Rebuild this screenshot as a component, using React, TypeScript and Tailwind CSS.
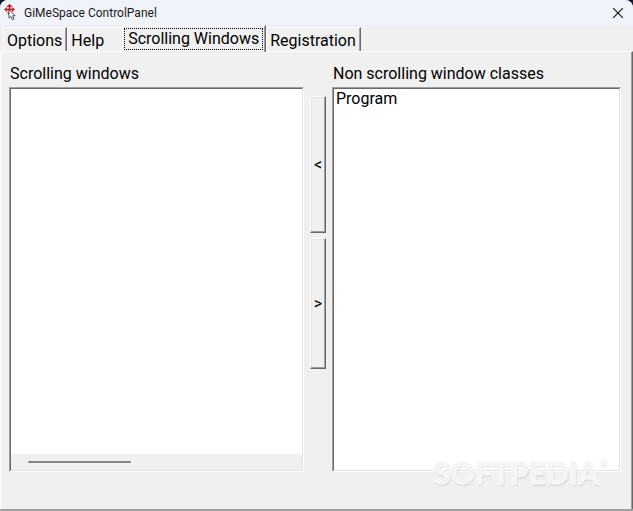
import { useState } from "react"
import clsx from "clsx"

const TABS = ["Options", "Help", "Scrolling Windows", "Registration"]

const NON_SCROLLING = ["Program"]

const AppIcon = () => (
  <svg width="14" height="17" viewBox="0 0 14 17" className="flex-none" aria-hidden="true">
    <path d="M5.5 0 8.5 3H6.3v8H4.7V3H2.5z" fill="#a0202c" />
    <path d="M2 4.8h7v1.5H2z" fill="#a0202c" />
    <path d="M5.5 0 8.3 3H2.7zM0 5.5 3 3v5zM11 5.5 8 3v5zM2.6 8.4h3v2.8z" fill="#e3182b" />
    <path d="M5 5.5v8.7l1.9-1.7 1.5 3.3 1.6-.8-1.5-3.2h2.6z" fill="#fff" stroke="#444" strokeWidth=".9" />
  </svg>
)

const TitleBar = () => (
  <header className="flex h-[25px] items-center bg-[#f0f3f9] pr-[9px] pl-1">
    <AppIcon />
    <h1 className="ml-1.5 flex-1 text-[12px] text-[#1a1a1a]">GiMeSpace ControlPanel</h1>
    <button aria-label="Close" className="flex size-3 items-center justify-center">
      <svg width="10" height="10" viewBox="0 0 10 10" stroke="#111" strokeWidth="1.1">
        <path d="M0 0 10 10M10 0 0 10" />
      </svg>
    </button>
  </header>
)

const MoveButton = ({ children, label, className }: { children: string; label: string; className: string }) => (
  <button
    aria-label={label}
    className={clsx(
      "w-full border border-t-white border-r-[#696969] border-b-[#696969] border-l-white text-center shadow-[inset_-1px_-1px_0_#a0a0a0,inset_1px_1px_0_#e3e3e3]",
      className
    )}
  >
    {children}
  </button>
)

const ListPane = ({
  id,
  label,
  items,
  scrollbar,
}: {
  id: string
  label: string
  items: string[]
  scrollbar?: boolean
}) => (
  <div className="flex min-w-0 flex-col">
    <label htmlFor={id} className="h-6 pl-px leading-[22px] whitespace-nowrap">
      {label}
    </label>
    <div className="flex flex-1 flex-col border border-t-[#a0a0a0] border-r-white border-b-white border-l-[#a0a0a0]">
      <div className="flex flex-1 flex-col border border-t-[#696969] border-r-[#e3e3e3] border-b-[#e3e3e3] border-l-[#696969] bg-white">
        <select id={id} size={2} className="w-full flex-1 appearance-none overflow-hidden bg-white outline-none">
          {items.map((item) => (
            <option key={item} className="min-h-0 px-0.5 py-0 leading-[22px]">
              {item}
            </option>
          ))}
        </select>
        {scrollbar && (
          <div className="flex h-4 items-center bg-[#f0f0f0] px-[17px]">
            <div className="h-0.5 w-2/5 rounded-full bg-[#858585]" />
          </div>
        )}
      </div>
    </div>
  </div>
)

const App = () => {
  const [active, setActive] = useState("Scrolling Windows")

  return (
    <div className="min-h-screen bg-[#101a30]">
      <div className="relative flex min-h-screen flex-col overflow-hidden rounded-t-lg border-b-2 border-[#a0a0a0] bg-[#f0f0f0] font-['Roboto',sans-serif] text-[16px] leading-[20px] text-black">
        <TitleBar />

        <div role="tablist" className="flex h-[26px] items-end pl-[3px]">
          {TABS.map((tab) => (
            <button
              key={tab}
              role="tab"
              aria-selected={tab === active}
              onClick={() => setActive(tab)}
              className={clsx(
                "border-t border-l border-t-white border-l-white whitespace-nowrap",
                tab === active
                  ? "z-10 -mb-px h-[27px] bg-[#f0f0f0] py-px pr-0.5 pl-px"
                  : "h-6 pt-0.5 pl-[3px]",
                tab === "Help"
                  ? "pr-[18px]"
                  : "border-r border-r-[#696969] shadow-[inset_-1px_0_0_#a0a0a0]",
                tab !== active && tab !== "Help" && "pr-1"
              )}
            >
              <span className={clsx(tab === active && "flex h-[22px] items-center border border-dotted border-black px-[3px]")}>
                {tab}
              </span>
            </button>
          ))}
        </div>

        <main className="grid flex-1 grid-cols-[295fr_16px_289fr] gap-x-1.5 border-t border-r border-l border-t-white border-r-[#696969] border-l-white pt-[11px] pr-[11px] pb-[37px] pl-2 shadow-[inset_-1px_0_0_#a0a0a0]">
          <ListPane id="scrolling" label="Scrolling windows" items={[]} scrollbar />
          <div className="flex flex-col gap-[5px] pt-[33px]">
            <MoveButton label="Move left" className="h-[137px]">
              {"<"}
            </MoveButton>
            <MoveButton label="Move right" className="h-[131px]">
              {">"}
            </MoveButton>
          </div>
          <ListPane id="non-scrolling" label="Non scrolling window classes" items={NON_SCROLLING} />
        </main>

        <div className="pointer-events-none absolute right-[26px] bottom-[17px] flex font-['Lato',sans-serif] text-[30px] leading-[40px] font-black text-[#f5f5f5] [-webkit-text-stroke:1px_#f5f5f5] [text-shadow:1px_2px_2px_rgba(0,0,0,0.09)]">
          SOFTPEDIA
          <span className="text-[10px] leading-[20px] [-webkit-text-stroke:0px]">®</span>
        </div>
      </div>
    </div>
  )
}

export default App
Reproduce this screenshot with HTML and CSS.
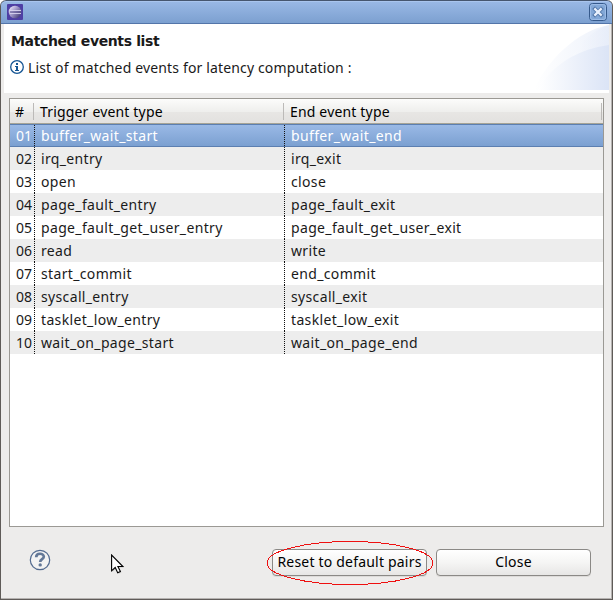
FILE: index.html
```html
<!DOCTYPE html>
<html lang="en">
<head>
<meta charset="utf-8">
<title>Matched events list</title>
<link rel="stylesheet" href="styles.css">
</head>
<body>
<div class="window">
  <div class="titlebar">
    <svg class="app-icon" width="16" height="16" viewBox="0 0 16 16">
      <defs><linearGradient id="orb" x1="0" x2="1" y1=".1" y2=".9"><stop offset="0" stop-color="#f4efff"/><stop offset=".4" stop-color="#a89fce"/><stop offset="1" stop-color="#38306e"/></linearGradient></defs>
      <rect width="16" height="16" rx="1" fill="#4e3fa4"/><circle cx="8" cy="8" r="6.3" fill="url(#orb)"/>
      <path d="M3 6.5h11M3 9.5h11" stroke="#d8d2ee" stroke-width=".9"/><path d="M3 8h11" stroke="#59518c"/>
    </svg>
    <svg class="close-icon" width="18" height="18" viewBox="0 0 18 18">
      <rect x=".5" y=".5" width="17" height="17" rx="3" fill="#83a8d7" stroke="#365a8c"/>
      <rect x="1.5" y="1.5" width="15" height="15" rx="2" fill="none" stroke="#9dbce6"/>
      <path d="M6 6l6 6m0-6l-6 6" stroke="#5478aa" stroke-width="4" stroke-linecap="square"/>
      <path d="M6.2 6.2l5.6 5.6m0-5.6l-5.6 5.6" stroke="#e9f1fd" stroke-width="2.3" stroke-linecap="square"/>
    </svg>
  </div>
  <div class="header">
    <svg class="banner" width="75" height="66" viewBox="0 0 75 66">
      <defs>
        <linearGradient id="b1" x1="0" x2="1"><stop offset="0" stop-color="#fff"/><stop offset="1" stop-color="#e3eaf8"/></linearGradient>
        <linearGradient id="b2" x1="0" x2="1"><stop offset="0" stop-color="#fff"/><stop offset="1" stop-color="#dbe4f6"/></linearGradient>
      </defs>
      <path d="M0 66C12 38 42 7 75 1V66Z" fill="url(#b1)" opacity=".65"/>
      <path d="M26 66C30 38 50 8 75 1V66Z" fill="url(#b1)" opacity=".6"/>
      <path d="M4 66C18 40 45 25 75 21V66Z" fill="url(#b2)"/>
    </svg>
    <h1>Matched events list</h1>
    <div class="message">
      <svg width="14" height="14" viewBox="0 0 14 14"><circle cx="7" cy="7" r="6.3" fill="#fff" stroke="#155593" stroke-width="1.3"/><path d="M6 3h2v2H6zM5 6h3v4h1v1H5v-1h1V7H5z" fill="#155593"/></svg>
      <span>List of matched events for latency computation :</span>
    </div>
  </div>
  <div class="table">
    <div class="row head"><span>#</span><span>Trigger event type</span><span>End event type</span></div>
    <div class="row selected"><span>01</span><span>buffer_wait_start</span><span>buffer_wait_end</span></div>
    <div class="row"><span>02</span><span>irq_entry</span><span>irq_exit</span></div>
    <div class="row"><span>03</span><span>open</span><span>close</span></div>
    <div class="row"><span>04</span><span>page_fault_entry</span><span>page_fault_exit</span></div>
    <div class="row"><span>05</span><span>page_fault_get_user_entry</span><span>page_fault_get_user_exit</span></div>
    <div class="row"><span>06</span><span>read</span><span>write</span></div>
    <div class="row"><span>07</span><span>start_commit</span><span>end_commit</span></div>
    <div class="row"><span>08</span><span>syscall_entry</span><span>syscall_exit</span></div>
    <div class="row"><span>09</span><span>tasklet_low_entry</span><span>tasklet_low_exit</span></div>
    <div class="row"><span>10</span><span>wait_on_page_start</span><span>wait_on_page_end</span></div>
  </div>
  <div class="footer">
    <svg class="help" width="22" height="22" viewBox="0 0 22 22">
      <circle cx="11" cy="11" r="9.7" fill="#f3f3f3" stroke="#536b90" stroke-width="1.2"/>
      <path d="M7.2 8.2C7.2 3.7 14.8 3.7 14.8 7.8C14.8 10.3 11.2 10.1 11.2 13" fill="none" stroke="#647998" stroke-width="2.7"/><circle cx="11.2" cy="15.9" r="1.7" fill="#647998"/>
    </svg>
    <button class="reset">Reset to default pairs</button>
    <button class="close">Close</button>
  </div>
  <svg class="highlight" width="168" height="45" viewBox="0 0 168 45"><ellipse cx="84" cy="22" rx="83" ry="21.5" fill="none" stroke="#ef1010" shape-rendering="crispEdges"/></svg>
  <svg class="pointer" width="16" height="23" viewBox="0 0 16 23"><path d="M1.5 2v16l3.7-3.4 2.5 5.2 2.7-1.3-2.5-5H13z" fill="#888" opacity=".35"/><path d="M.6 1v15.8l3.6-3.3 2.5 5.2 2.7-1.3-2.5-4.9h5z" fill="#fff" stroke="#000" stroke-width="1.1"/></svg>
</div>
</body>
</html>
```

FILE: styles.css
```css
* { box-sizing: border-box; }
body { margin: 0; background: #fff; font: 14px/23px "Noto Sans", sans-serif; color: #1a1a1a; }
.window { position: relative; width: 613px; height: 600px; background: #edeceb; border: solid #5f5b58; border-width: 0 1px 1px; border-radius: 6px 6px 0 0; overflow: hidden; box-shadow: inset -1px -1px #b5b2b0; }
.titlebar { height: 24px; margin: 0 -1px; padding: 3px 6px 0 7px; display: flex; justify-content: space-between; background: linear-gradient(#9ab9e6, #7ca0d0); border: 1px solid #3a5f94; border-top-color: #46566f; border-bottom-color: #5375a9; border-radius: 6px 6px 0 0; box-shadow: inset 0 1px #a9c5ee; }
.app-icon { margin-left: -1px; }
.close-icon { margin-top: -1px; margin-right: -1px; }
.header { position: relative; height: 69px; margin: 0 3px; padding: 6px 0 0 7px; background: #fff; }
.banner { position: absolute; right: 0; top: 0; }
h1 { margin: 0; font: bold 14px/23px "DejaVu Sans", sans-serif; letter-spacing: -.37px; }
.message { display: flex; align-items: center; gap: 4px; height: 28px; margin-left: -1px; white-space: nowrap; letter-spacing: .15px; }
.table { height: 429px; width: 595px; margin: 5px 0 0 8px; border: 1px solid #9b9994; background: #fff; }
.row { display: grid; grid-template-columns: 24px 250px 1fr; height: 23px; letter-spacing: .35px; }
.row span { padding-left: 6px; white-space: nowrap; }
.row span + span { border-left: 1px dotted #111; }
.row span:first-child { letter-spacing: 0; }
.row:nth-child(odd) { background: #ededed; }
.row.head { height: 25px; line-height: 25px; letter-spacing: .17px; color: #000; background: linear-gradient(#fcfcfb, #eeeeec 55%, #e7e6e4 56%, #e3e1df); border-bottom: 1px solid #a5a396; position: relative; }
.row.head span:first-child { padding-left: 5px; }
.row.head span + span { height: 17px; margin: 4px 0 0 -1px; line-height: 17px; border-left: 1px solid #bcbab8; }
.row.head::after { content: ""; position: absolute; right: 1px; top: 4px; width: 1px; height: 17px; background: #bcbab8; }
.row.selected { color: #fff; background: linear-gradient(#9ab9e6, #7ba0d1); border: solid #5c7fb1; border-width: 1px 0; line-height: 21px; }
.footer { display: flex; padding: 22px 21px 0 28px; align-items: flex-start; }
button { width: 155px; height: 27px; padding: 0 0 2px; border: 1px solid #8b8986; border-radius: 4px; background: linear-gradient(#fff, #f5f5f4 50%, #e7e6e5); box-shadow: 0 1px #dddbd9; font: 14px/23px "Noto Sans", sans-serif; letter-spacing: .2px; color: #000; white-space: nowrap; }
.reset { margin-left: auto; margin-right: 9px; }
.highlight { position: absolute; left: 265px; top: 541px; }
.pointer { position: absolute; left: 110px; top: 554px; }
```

● ● ● ● ●

PROBLEM TO WORK ON: Scan the material above for the string "screenshot" and return the lines that hold it.

RESPONSE TO THIS TASK:
Rebuild this screenshot as a component, using React, TypeScript and Tailwind CSS.
Reproduce this screenshot with HTML and CSS.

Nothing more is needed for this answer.